Professor Rolf Jacobson talks about how when we are baptized as Christians our relationship to the world changes. We still feel pain, we still make mistakes, but there is a new relationship formed with the world. One that means our solidarity with the rest of humanity matters; how we live in this world matters: what we buy, what we eat, what we give away, what we say… it all matters.

The way that Jesus marks change for the widow at Nain is more miraculous than we can fathom. Jesus says to a dead son, “I say to you, rise!” The text says that Jesus “gave him to his mother,” and in doing so he not only reunited and reconciled them but also saved her from the pit of despair and destitution. The act is one of those moments of the gospels meant to show us the power of Jesus as beyond even the most powerful prophets of Israel, meant to show us the divinity of this one called “Lord.” And in this way, the action of Jesus is beyond us too. Because that kind of raising of life is still beyond our power.

But for us, raising life may instead be about the act of crossing boundaries and changing the way things are seen. In seeing the unseen and acting in ways that bring about new life here and now. It may be an act of going just a little bit further: of letting the pictures of oil covered birds in the gulf move you to actually doing something about your own dependence on oil and dirty energy. Of letting the knowledge that you have a job when so many others don’t move you toward offering your resume skills to the jobless or finance expertise to the single mom looking for help with her budget.

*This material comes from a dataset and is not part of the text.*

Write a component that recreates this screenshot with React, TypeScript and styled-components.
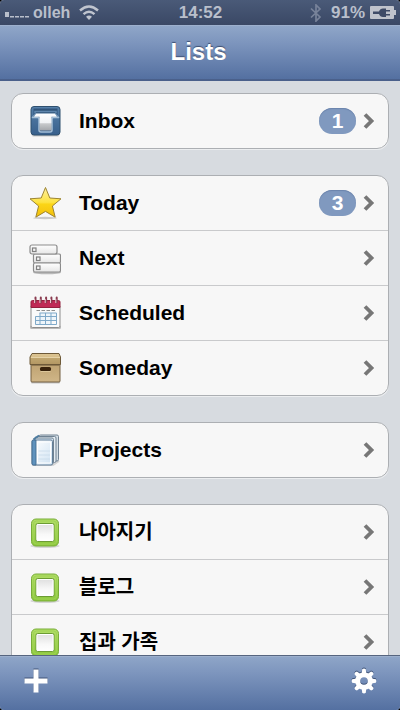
import React from "react";
import styled, { createGlobalStyle, css } from "styled-components";

const GlobalStyle = createGlobalStyle`
  *, *::before, *::after { box-sizing: border-box; }
  body {
    margin: 0;
    background: #000;
    font-family: "Liberation Sans", Arial, "Noto Sans CJK KR", sans-serif;
    font-weight: 700;
  }
`;

const barGradient = "linear-gradient(#8fa6c8, #7e96be 30%, #5470a1)";

const Screen = styled.div`
  display: flex;
  flex-direction: column;
  height: 100vh;
  overflow: hidden;
  border-radius: 4px;
  background: #d7dbe0;
`;

const StatusBar = styled.div`
  display: grid;
  grid-template-columns: 1fr auto 1fr;
  align-items: center;
  flex: none;
  height: 25px;
  padding: 0 4px 0 5px;
  background: linear-gradient(#4a5a78, #3a4865);
  color: #b9bfcb;
  font-size: 17px;
  line-height: 25px;
`;

const StatusGroup = styled.div<{ $end?: boolean }>`
  display: flex;
  align-items: center;
  justify-content: ${(p) => (p.$end ? "flex-end" : "flex-start")};
  gap: ${(p) => (p.$end ? "5px" : "0")};
`;

const Carrier = styled.span`
  margin: 0 9px 0 4px;
  font-size: 16px;
`;

const Bluetooth = styled.svg`
  display: block;
  margin-right: 4px;
  color: #78839a;
`;

const Glyph = styled.svg`
  display: block;
  flex: none;
`;

const Header = styled.header`
  display: flex;
  align-items: center;
  justify-content: center;
  flex: none;
  height: 56px;
  padding-bottom: 2px;
  border-top: 1px solid #9db0cd;
  border-bottom: 2px solid #4a608b;
  background: ${barGradient};
`;

const Title = styled.h1`
  margin: 0;
  padding-right: 3px;
  color: #fff;
  font-size: 24px;
  line-height: 28px;
  text-shadow: 0 -1px 1px #3d4f73;
`;

const Content = styled.main`
  display: flex;
  flex: 1;
  flex-direction: column;
  gap: 26px;
  min-height: 0;
  overflow: hidden;
  padding: 12px 11px 0;
`;

const Card = styled.ul`
  flex: none;
  margin: 0;
  padding: 0;
  overflow: hidden;
  list-style: none;
  border: 1px solid #acafb3;
  border-radius: 12px;
  background: #f7f7f7;
  box-shadow: 0 1px 0 #eceef0;
`;

const Item = styled.li`
  & + & {
    border-top: 1px solid #c9cacc;
  }
`;

const RowLink = styled.a`
  display: flex;
  align-items: center;
  height: 54px;
  padding: 0 13px 0 17px;
  color: #000;
  text-decoration: none;
`;

const Label = styled.span<{ $korean?: boolean }>`
  flex: 1;
  margin-left: 18px;
  font-size: 21px;
  line-height: 28px;
  ${(p) =>
    p.$korean &&
    css`
      font-size: 20px;
    `}
`;

const Badge = styled.span`
  width: 37px;
  height: 26px;
  margin-right: 7px;
  border-radius: 13px;
  background: #8099bf;
  box-shadow: inset 0 1px 1px #6b84ac;
  color: #fff;
  font-size: 21px;
  line-height: 26px;
  text-align: center;
`;

const Toolbar = styled.footer`
  display: flex;
  align-items: center;
  justify-content: space-between;
  flex: none;
  height: 55px;
  padding: 0 20px 4px;
  border-top: 1px solid #56657f;
  background: ${barGradient};
  box-shadow: inset 0 1px 0 #9db0cd;
`;

const ToolButton = styled.button`
  display: grid;
  place-items: center;
  width: 32px;
  height: 44px;
  padding: 0;
  border: 0;
  background: none;
  color: #fff;
  filter: drop-shadow(0 -1px 0 #3f5378);
`;

const InboxIcon = () => (
  <Glyph width="32" height="34" viewBox="0 0 32 34" aria-hidden="true">
    <defs>
      <linearGradient id="inboxPaper" x1="0" y1="0" x2="0" y2="1">
        <stop offset="0" stopColor="#fff" />
        <stop offset=".55" stopColor="#f0f2f5" />
        <stop offset=".6" stopColor="#c8cacc" />
        <stop offset="1" stopColor="#a3a6ab" />
      </linearGradient>
      <linearGradient id="inboxTray" x1="0" y1="0" x2="0" y2="1">
        <stop offset="0" stopColor="#5680aa" />
        <stop offset="1" stopColor="#38608c" />
      </linearGradient>
    </defs>
    <rect x="3" y="30" width="27" height="2.4" rx="1.2" fill="#000" opacity=".18" />
    <rect x="2" y="2.500" width="29" height="28.500" rx="3" fill="url(#inboxTray)" stroke="#2f506f" />
    <path d="M4.500 12V4.500H28.500V12L26.500 9.500H6.500Z" fill="#31547a" />
    <path d="M6 9.500V7.500H27V9.500" fill="none" stroke="#5f86ad" strokeWidth="1.500" />
    <path d="M3 13.500H8.500Q10 13.500 10 15V26Q10 28 12 28H21Q23 28 23 26V15Q23 13.500 24.500 13.500H30" fill="none" stroke="#a4bfd7" strokeWidth="1.500" />
    <path d="M7 9.500H26L28 12.700H22.500V26.500H10.500V12.700H5Z" fill="url(#inboxPaper)" />
    <path d="M3 13.500L7 9.500M30 13.500L26 9.500" stroke="#9ab6cf" />
  </Glyph>
);

const StarIcon = () => (
  <Glyph width="32" height="34" viewBox="0 0 32 34" aria-hidden="true">
    <defs>
      <linearGradient id="starFill" x1="0" y1="0" x2="0" y2="1">
        <stop offset="0" stopColor="#fff0a0" />
        <stop offset=".5" stopColor="#fde341" />
        <stop offset=".56" stopColor="#fbd516" />
        <stop offset="1" stopColor="#f3bf0c" />
      </linearGradient>
    </defs>
    <ellipse cx="16" cy="32" rx="12" ry="1.200" fill="#000" opacity=".18" />
    <path d="M16.500 1.500L20.800 12L32 12.800L23.400 20L26.200 31.200L16.500 25.400L6.800 31.200L9.600 20L1 12.800L12.200 12Z" fill="url(#starFill)" stroke="#9c8432" strokeWidth="1" strokeLinejoin="round" />
  </Glyph>
);

const NextIcon = () => (
  <Glyph width="32" height="34" viewBox="0 0 32 34" aria-hidden="true">
    <defs>
      <linearGradient id="nextBox" x1="0" y1="0" x2="0" y2="1">
        <stop offset="0" stopColor="#fff" />
        <stop offset="1" stopColor="#e6e6e6" />
      </linearGradient>
    </defs>
    <ellipse cx="18" cy="31.500" rx="14" ry="1.800" fill="#000" opacity=".25" />
    <g fill="url(#nextBox)" stroke="#8b8b8b" strokeWidth="1.200">
      <rect x="4.500" y="13" width="27" height="9" rx="1.500" />
      <rect x="4.500" y="22" width="27" height="9" rx="1.500" />
      <rect x="1" y="4" width="27" height="9" rx="2" />
    </g>
    <g fill="#f4f4f4" stroke="#808080" strokeWidth="1.200">
      <rect x="3.500" y="7" width="3.500" height="3.500" />
      <rect x="7.500" y="16" width="3.500" height="3.500" />
      <rect x="7.500" y="25" width="3.500" height="3.500" />
    </g>
  </Glyph>
);

const CalendarIcon = () => (
  <Glyph width="32" height="34" viewBox="0 0 32 34" aria-hidden="true">
    <rect x="1" y="29.500" width="31" height="3.500" rx="1.500" fill="#000" opacity=".25" />
    <path d="M2 10H31V30Q31 31.500 29.500 31.500H3.500Q2 31.500 2 30Z" fill="#fafafa" stroke="#8d8d8d" />
    <path d="M2 6Q2 4.500 3.500 4.500H29.500Q31 4.500 31 6V11.500H2Z" fill="#c02a56" stroke="#94213f" />
    <path d="M6.500 1.500V6.500M11.800 1.500V6.500M17.100 1.500V6.500M22.400 1.500V6.500M27.700 1.500V6.500" stroke="#8a3c50" strokeWidth="2" strokeLinecap="round" />
    <path d="M5.600 3V7M10.900 3V7M16.200 3V7M21.500 3V7M26.800 3V7" stroke="#e9c6cf" strokeWidth="1" />
    <path d="M7.500 14.500H26" stroke="#8f8f8f" strokeWidth="1.200" strokeDasharray="3.500 1.500" />
    <path d="M10.500 17H27.500V24.500H22.500V28.500H6.500V20.500H10.500Z" fill="#eef5fa" />
    <path d="M10.500 17H27.500M6.500 20.500H27.500M6.500 24.500H27.500M6.500 28.500H22.500M6.500 20.500V28.500M11 17V28.500M16.500 17V28.500M22 17V28.500M27.500 17V28.500M22 28.500H27.500" stroke="#7fa9c9" fill="none" />
  </Glyph>
);

const BoxIcon = () => (
  <Glyph width="32" height="34" viewBox="0 0 32 34" aria-hidden="true">
    <defs>
      <linearGradient id="boxLid" x1="0" y1="0" x2="0" y2="1">
        <stop offset="0" stopColor="#dcc594" />
        <stop offset=".35" stopColor="#d6bd88" />
        <stop offset=".4" stopColor="#c0a66f" />
        <stop offset="1" stopColor="#b39763" />
      </linearGradient>
      <linearGradient id="boxBody" x1="0" y1="0" x2="0" y2="1">
        <stop offset="0" stopColor="#bda170" />
        <stop offset="1" stopColor="#d0b688" />
      </linearGradient>
    </defs>
    <rect x="2" y="30" width="29" height="2.500" rx="1" fill="#000" opacity=".2" />
    <rect x="2" y="12" width="29" height="19" rx="1" fill="url(#boxBody)" stroke="#756142" />
    <path d="M3 2.500H30L31.500 6V13.500H1V6Z" fill="url(#boxLid)" stroke="#6e5a39" strokeLinejoin="round" />
    <path d="M2 6.500H31" stroke="#e6d3a8" />
    <path d="M2.500 14.500H30.500" stroke="#806b48" opacity=".7" />
    <rect x="11" y="16" width="11" height="4" rx="1.500" fill="#39230c" />
    <path d="M11.500 20.500H21.500" stroke="#e2cda2" strokeWidth=".8" />
  </Glyph>
);

const ProjectsIcon = () => (
  <Glyph width="32" height="34" viewBox="0 0 32 34" aria-hidden="true">
    <defs>
      <linearGradient id="page" x1="0" y1="0" x2="1" y2="1">
        <stop offset="0" stopColor="#fff" />
        <stop offset="1" stopColor="#cfe2f2" />
      </linearGradient>
    </defs>
    <path d="M3 32H24L30 28" stroke="#000" strokeWidth="2" opacity=".14" fill="none" />
    <g stroke="#708292" strokeWidth="1">
      <rect x="10" y="2" width="19.500" height="26" rx="1.500" fill="#d2dde5" />
      <rect x="8" y="3.500" width="19" height="26" rx="1.500" fill="#e5edf3" />
      <rect x="5.500" y="5" width="19" height="26" rx="1.500" fill="#d5e4ef" />
      <rect x="3" y="7" width="20.500" height="25" rx="1.500" fill="url(#page)" stroke="#637f98" />
    </g>
    <path d="M3 8.500Q3 7 4.500 7H7V32H4.500Q3 32 3 30.500Z" fill="#5f92bd" stroke="#3f678b" strokeWidth=".8" />
    <path d="M4.500 6.500L7.500 4M7 4.500L10 2.500" stroke="#4d7b9f" strokeWidth="1.800" />
    <path d="M8.500 9H21.500V30H8.500Z" fill="none" stroke="#fff" />
    <path d="M9.500 18H21M9.500 22H21M9.500 26H21" stroke="#c8daea" strokeWidth=".8" />
  </Glyph>
);

const AreaIcon = () => (
  <Glyph width="32" height="34" viewBox="0 0 32 34" aria-hidden="true">
    <defs>
      <linearGradient id="areaFrame" x1="0" y1="0" x2="0" y2="1">
        <stop offset="0" stopColor="#b2df68" />
        <stop offset="1" stopColor="#8cc83c" />
      </linearGradient>
      <linearGradient id="areaInner" x1="0" y1="0" x2="0" y2="1">
        <stop offset="0" stopColor="#dedede" />
        <stop offset=".6" stopColor="#f8f8f8" />
        <stop offset="1" stopColor="#fff" />
      </linearGradient>
    </defs>
    <ellipse cx="16" cy="31" rx="14.500" ry="2" fill="#000" opacity=".14" />
    <rect x="2.500" y="4" width="27" height="27" rx="4.500" fill="url(#areaFrame)" stroke="#78ad38" />
    <rect x="4.500" y="6" width="23" height="23" rx="3" fill="none" stroke="#9fd155" />
    <rect x="7" y="8.500" width="18" height="18" rx="1.500" fill="url(#areaInner)" stroke="#6c9c34" />
    <rect x="8" y="9.500" width="16" height="16" rx="1" fill="none" stroke="#fff" />
  </Glyph>
);

const Chevron = () => (
  <Glyph width="12" height="16" viewBox="0 0 12 16" aria-hidden="true">
    <path d="M2 1.500L8.500 8L2 14.500" fill="none" stroke="#777" strokeWidth="3.800" />
  </Glyph>
);

type Entry = {
  id: string;
  label: string;
  Icon: () => React.ReactElement;
  count?: number;
  korean?: boolean;
};

const sections: Entry[][] = [
  [{ id: "inbox", label: "Inbox", Icon: InboxIcon, count: 1 }],
  [
    { id: "today", label: "Today", Icon: StarIcon, count: 3 },
    { id: "next", label: "Next", Icon: NextIcon },
    { id: "scheduled", label: "Scheduled", Icon: CalendarIcon },
    { id: "someday", label: "Someday", Icon: BoxIcon },
  ],
  [{ id: "projects", label: "Projects", Icon: ProjectsIcon }],
  [
    { id: "improve", label: "나아지기", Icon: AreaIcon, korean: true },
    { id: "blog", label: "블로그", Icon: AreaIcon, korean: true },
    { id: "home-family", label: "집과 가족", Icon: AreaIcon, korean: true },
  ],
];

const gearTeeth = [0, 45, 90, 135, 180, 225, 270, 315];

export default function App() {
  return (
    <>
      <GlobalStyle />
      <Screen>
        <StatusBar>
          <StatusGroup>
            <Glyph width="24" height="14" viewBox="0 0 24 14" role="img" aria-label="Signal strength">
              <path d="M0 6H4V11H0ZM5 10H9V11.500H5ZM10 10H14V11.500H10ZM15 10H19V11.500H15ZM20 10H24V11.500H20Z" fill="#b9bfcb" />
            </Glyph>
            <Carrier>olleh</Carrier>
            <Glyph width="20" height="15" viewBox="0 0 20 15" role="img" aria-label="Wi-Fi">
              <g fill="none" stroke="#c0c5cf" strokeWidth="2.400">
                <path d="M1 5.500Q10 -2.500 19 5.500" />
                <path d="M4.500 9.200Q10 4.400 15.500 9.200" />
              </g>
              <path d="M7 11.800Q10 9 13 11.800L10 15Z" fill="#c0c5cf" />
            </Glyph>
          </StatusGroup>
          <span>14:52</span>
          <StatusGroup $end>
            <Bluetooth width="12" height="18" viewBox="0 0 12 18" role="img" aria-label="Bluetooth">
              <path d="M1 4.500L10 13L6 17V1L10 5L1 13.500" fill="none" stroke="currentColor" strokeWidth="1.700" />
            </Bluetooth>
            <span>91%</span>
            <Glyph width="26" height="13" viewBox="0 0 26 13" role="img" aria-label="Battery charging">
              <path d="M1 0H23Q24 0 24 1V4H26V9H24V12Q24 13 23 13H1Q0 13 0 12V1Q0 0 1 0Z" fill="#bfc3cc" />
              <path d="M3 5.500H9Q10 2.500 13 2.500H16V4H20V5.500H16V8H20V9.500H16V11H13Q10 11 9 8H3Z" fill="#3e4b67" />
            </Glyph>
          </StatusGroup>
        </StatusBar>
        <Header>
          <Title>Lists</Title>
        </Header>
        <Content>
          {sections.map((entries) => (
            <Card key={entries[0].id}>
              {entries.map(({ id, label, Icon, count, korean }) => (
                <Item key={id}>
                  <RowLink href={`#${id}`}>
                    <Icon />
                    <Label $korean={korean} lang={korean ? "ko" : "en"}>
                      {label}
                    </Label>
                    {count !== undefined && <Badge>{count}</Badge>}
                    <Chevron />
                  </RowLink>
                </Item>
              ))}
            </Card>
          ))}
        </Content>
        <Toolbar>
          <ToolButton type="button" aria-label="Add">
            <Glyph width="24" height="24" viewBox="0 0 24 24" aria-hidden="true">
              <path d="M9.500 .5H14.500V9.500H23.500V14.500H14.500V23.500H9.500V14.500H.5V9.500H9.500Z" fill="currentColor" />
            </Glyph>
          </ToolButton>
          <ToolButton type="button" aria-label="Settings">
            <Glyph width="26" height="26" viewBox="0 0 26 26" aria-hidden="true">
              {gearTeeth.map((angle) => (
                <path key={angle} d="M10.600 6L11.200 1.200Q13 0 14.800 1.200L15.400 6Z" fill="currentColor" transform={`rotate(${angle} 13 13)`} />
              ))}
              <circle cx="13" cy="13" r="6.300" fill="none" stroke="currentColor" strokeWidth="5" />
            </Glyph>
          </ToolButton>
        </Toolbar>
      </Screen>
    </>
  );
}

Raising life may be letting the pile of food on your plate every night move you to pile food on someone else’s plate once a week at HOPE, or letting those bags of groceries you lug toward your house weekly move you to fill a few bags at the Hunger Task Force. Perhaps for us here and now Raising Life is not about raising one but about raising everyone’s life a little higher.
Perhaps raising life is about letting yourself be moved, in the gut, into action that Raises Life and Love for all. Amen.